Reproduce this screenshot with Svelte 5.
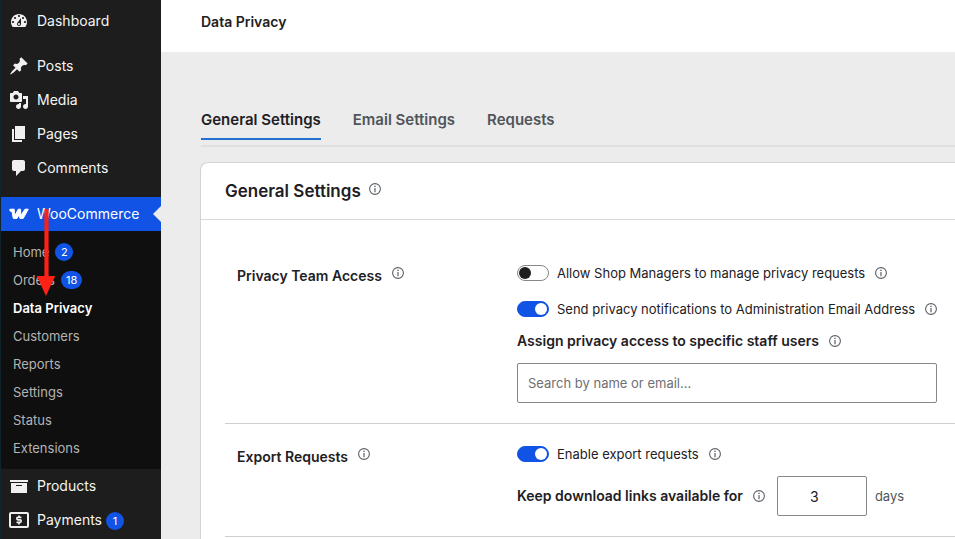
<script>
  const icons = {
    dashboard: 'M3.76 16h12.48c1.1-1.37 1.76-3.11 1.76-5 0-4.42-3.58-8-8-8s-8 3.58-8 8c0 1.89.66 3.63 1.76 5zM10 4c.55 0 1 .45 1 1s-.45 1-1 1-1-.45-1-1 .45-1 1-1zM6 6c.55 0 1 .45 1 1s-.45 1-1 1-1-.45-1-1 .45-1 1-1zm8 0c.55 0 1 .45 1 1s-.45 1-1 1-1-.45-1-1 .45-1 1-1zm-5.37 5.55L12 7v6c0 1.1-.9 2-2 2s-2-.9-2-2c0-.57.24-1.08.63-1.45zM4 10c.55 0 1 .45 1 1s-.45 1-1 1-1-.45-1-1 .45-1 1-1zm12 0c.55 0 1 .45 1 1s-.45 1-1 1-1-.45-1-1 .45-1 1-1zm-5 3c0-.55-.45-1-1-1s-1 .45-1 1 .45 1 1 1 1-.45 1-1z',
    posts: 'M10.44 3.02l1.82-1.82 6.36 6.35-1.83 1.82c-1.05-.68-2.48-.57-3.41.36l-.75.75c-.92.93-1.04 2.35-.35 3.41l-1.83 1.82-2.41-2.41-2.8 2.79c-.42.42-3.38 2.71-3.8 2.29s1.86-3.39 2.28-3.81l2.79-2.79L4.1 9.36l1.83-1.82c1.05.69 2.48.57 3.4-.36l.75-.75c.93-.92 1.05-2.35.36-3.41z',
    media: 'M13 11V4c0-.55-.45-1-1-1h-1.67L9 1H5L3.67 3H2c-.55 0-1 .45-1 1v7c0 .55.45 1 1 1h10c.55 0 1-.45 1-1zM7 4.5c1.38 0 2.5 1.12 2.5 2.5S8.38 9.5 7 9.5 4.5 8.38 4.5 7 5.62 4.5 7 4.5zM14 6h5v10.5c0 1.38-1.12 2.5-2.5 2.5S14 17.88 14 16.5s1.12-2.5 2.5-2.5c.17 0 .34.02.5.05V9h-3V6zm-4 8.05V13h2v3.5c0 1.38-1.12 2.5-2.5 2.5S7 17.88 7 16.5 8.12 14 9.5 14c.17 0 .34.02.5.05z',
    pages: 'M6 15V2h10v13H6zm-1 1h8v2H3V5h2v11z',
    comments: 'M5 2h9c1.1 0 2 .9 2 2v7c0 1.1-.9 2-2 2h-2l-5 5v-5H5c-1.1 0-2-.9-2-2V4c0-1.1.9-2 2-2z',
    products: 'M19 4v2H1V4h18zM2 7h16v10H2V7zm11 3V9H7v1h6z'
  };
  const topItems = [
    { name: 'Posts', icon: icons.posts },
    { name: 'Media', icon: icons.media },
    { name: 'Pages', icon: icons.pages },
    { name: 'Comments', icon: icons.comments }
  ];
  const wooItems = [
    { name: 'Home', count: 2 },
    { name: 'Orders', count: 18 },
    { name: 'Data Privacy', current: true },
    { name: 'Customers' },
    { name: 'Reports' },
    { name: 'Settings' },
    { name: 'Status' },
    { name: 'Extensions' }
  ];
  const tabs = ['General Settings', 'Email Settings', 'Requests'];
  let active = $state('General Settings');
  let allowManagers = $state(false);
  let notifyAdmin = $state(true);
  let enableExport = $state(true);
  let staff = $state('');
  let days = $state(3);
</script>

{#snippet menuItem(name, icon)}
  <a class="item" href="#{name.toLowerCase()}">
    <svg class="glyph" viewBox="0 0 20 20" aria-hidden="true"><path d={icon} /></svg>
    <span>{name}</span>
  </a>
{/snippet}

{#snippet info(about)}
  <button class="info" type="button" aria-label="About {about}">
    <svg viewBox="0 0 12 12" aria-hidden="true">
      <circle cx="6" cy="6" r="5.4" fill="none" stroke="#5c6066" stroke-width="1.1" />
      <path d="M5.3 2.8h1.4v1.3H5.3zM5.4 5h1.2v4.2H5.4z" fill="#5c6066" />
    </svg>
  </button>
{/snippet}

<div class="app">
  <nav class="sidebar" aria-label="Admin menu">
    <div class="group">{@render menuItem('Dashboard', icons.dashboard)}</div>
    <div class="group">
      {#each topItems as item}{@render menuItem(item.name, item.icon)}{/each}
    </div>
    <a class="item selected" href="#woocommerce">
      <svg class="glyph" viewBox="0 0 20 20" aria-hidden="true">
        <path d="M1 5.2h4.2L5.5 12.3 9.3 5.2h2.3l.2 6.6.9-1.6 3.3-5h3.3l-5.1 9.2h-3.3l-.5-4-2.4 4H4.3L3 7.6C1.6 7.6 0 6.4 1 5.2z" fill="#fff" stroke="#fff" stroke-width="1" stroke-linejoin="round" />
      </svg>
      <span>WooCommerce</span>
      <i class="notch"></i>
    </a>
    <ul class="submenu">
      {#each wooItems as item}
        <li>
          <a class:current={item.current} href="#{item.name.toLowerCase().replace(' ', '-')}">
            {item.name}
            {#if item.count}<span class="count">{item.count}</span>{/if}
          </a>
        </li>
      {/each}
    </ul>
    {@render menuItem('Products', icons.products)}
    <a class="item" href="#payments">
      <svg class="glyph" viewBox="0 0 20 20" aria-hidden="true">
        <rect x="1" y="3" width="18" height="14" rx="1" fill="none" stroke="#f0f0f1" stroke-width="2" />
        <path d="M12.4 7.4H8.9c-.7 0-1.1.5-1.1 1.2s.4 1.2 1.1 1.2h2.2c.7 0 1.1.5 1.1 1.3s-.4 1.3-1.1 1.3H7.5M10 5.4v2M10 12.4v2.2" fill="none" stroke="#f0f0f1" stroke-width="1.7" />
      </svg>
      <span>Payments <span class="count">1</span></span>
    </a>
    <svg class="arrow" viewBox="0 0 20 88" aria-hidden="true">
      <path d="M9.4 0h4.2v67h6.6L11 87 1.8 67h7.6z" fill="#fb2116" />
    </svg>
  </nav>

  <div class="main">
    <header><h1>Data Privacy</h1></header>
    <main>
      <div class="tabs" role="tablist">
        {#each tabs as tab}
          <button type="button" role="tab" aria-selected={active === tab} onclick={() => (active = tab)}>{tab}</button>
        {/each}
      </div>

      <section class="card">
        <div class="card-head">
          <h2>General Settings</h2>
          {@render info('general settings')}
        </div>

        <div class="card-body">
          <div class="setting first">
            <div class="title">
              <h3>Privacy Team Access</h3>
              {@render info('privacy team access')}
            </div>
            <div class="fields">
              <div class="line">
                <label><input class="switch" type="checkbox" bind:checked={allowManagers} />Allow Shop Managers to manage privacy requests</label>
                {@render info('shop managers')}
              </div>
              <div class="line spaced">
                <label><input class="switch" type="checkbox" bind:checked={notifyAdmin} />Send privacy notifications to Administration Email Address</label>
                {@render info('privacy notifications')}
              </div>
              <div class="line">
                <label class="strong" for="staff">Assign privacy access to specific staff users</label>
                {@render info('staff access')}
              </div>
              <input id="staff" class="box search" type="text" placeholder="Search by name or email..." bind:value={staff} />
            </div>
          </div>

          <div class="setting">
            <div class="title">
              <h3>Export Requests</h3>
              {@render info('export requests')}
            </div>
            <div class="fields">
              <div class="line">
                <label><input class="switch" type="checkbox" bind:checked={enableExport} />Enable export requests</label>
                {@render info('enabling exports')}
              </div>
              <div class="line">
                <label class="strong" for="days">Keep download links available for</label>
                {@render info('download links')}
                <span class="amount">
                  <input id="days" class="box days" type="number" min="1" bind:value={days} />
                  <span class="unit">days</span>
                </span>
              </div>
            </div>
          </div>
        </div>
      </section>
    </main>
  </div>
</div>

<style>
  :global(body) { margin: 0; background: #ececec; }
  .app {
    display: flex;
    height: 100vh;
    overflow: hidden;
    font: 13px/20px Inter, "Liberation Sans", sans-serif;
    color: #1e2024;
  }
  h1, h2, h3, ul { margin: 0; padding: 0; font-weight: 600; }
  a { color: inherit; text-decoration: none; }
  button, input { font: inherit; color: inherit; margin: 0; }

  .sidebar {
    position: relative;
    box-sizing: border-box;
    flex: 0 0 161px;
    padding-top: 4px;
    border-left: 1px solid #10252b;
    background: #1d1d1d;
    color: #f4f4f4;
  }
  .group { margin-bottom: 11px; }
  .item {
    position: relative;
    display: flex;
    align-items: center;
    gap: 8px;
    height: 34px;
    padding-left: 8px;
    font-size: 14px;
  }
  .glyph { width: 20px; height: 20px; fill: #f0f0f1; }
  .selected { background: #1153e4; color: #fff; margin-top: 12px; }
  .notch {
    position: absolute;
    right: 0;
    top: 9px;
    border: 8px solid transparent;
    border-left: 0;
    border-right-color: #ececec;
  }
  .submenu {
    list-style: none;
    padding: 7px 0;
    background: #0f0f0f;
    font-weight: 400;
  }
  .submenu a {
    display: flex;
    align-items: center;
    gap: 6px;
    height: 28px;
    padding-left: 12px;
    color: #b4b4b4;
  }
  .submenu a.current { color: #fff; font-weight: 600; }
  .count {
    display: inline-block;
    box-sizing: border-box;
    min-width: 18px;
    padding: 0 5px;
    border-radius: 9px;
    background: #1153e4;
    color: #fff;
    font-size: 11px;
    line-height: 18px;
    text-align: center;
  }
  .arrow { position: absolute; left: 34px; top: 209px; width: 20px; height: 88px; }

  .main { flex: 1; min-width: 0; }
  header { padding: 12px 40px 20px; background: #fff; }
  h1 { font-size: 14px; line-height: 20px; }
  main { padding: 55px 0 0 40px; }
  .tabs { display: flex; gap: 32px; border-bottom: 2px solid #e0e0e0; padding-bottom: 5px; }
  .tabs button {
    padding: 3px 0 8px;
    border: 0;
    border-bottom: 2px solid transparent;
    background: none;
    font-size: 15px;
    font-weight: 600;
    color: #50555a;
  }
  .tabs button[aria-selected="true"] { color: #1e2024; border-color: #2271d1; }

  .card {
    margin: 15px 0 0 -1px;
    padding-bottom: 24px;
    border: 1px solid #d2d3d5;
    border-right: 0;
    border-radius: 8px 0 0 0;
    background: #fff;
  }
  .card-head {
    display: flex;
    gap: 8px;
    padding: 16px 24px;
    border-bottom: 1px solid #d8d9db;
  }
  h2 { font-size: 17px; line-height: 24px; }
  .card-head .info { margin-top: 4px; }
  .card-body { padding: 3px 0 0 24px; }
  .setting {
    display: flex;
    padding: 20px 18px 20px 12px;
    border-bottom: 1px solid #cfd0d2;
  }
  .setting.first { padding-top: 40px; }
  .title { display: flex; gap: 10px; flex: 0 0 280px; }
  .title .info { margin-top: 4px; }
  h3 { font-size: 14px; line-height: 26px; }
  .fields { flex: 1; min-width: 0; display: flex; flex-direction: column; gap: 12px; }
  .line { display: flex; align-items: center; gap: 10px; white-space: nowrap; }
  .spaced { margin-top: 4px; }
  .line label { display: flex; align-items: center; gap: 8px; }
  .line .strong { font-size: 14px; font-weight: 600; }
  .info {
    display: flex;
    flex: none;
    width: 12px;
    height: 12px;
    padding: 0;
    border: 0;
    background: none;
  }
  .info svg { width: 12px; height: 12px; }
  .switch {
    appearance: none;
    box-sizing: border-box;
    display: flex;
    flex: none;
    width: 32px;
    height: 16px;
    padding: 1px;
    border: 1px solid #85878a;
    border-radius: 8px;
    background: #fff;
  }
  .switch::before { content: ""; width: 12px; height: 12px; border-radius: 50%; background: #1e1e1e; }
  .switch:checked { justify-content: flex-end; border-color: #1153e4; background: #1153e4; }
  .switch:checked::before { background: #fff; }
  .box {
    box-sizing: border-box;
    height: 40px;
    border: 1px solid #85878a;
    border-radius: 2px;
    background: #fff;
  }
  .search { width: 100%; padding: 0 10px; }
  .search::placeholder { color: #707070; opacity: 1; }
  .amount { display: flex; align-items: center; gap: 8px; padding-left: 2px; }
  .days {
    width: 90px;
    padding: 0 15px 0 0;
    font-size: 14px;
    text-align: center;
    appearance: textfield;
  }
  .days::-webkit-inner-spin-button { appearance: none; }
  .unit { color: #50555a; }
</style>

* * *

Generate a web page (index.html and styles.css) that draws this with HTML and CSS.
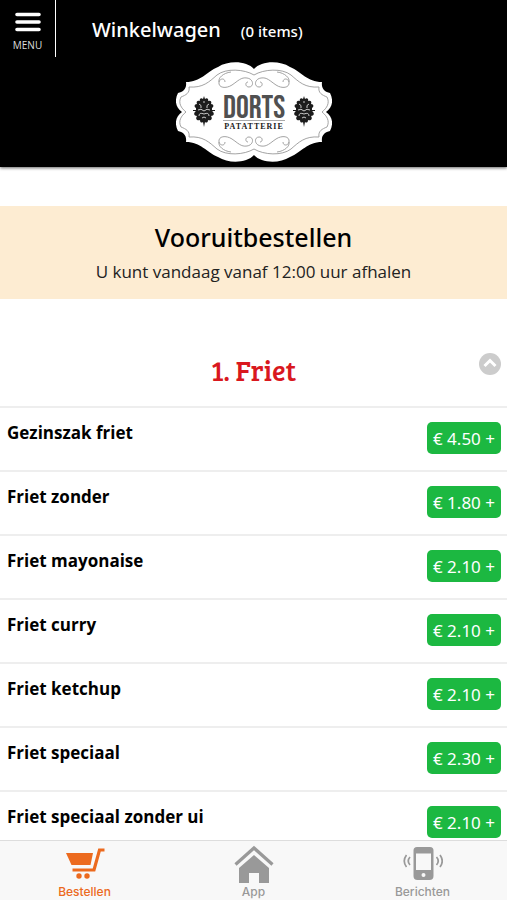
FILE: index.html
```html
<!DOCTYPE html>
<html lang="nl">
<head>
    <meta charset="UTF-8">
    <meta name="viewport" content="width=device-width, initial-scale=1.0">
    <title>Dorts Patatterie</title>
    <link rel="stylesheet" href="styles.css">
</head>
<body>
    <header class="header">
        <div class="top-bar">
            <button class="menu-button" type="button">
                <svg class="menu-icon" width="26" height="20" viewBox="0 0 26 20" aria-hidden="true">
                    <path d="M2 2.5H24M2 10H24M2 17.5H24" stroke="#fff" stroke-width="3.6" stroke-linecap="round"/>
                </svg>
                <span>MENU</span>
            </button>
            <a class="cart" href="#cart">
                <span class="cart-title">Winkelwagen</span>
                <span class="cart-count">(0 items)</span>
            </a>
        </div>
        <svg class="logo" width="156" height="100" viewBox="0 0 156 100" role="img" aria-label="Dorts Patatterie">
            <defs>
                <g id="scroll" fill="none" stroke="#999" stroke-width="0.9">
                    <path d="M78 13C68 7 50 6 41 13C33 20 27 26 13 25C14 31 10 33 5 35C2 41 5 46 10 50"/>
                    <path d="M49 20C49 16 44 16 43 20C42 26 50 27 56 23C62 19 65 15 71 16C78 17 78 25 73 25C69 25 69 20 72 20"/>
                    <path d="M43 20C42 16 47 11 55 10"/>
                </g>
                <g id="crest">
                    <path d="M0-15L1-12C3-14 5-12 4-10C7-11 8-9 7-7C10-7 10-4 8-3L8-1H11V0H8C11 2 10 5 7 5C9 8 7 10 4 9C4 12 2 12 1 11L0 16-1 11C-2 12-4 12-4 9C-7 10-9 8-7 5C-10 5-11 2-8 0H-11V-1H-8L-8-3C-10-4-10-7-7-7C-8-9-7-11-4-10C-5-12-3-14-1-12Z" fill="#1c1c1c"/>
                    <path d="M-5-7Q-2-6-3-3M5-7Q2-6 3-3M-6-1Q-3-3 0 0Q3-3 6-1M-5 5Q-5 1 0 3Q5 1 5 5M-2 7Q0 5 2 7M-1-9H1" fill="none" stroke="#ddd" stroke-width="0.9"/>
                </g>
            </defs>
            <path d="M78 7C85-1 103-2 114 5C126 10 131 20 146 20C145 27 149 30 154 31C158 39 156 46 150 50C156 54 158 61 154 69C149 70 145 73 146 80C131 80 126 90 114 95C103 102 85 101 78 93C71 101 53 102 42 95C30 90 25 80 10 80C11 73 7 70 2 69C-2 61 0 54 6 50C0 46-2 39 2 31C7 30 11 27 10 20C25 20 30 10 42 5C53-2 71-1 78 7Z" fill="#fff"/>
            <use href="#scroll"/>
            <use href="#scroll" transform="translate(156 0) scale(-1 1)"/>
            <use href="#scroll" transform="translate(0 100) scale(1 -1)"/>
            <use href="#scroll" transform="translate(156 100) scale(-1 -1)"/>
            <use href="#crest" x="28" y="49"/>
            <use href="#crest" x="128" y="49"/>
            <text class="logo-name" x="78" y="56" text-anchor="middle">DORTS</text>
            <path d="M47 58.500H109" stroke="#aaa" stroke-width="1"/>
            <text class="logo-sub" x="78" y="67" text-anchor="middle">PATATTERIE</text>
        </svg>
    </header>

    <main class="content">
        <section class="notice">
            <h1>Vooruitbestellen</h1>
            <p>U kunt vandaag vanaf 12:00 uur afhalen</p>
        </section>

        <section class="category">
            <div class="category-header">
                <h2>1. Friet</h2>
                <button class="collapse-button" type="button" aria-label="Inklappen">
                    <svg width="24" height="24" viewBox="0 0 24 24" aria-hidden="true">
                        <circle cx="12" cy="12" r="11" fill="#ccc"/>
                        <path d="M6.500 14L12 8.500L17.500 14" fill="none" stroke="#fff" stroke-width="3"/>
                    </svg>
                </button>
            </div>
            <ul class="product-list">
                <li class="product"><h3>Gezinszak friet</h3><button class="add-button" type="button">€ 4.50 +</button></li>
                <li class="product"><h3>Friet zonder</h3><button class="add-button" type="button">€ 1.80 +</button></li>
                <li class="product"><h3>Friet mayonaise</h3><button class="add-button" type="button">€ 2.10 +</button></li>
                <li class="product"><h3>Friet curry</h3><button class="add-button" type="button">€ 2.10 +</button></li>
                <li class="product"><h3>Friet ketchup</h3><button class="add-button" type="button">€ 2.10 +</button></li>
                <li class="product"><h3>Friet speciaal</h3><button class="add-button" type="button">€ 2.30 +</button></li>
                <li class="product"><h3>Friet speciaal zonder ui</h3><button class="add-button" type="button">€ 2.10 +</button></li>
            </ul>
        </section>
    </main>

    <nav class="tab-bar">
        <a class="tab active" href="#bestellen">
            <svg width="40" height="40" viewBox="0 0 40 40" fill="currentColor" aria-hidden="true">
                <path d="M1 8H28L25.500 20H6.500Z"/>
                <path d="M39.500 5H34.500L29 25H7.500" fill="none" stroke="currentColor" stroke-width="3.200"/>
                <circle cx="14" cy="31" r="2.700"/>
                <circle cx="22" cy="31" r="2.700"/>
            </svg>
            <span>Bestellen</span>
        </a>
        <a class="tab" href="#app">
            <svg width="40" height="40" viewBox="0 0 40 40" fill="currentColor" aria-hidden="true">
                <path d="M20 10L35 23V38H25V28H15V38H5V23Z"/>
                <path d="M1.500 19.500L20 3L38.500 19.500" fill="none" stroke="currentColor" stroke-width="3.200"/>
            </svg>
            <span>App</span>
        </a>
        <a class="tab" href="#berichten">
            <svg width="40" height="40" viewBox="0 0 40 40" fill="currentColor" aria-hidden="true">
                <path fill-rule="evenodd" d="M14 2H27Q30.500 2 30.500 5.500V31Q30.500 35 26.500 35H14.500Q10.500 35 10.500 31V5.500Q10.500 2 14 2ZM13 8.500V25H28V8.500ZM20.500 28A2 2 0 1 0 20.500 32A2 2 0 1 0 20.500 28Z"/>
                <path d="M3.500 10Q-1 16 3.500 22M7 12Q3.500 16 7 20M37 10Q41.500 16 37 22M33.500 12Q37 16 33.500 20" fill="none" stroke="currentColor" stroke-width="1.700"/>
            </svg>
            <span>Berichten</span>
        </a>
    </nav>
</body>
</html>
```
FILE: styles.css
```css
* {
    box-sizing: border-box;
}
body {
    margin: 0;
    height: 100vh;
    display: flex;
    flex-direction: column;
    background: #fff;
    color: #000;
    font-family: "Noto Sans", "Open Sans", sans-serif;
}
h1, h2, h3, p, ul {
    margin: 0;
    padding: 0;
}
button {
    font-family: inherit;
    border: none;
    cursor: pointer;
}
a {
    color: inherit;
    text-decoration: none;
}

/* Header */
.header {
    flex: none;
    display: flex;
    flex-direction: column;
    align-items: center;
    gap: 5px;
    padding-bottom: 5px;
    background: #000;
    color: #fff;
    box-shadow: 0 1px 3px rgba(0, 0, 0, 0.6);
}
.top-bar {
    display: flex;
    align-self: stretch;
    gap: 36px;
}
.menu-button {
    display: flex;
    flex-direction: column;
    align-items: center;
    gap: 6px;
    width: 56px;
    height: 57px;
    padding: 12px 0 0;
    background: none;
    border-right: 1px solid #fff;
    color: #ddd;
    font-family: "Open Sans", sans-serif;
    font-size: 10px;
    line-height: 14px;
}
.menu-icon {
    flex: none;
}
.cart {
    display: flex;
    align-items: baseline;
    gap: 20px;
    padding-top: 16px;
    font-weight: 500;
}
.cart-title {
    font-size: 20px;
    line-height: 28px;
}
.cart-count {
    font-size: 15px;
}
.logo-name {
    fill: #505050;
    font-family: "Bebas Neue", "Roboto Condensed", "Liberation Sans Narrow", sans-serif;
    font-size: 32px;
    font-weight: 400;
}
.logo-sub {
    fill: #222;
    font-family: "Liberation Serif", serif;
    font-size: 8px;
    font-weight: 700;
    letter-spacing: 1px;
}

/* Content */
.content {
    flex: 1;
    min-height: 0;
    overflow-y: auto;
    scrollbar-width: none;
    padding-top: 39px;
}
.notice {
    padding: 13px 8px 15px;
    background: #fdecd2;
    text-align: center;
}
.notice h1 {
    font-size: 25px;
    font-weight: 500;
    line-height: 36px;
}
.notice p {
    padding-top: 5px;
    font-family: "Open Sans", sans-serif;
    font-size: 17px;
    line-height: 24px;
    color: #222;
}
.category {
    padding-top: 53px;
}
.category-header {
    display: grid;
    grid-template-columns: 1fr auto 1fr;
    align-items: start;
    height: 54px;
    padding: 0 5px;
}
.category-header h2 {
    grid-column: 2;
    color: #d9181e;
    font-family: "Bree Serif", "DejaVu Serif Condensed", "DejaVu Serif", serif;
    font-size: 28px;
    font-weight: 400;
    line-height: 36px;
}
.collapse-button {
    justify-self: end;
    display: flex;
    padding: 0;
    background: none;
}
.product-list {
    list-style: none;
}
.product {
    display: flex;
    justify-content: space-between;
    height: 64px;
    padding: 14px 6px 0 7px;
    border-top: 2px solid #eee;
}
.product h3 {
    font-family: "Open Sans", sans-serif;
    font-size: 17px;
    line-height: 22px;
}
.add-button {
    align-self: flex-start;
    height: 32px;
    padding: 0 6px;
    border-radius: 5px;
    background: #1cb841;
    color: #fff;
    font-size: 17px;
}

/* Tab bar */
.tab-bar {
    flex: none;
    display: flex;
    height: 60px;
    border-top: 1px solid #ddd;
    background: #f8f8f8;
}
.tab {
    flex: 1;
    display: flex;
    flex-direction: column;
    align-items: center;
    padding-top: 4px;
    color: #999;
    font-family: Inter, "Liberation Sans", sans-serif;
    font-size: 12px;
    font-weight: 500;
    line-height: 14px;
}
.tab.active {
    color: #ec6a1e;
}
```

THE PROBLEM: Copy each line of the entries that includes the word "this".

FULL ANSWER:
Reproduce this screenshot with Svelte 5.
Generate a web page (index.html and styles.css) that draws this with HTML and CSS.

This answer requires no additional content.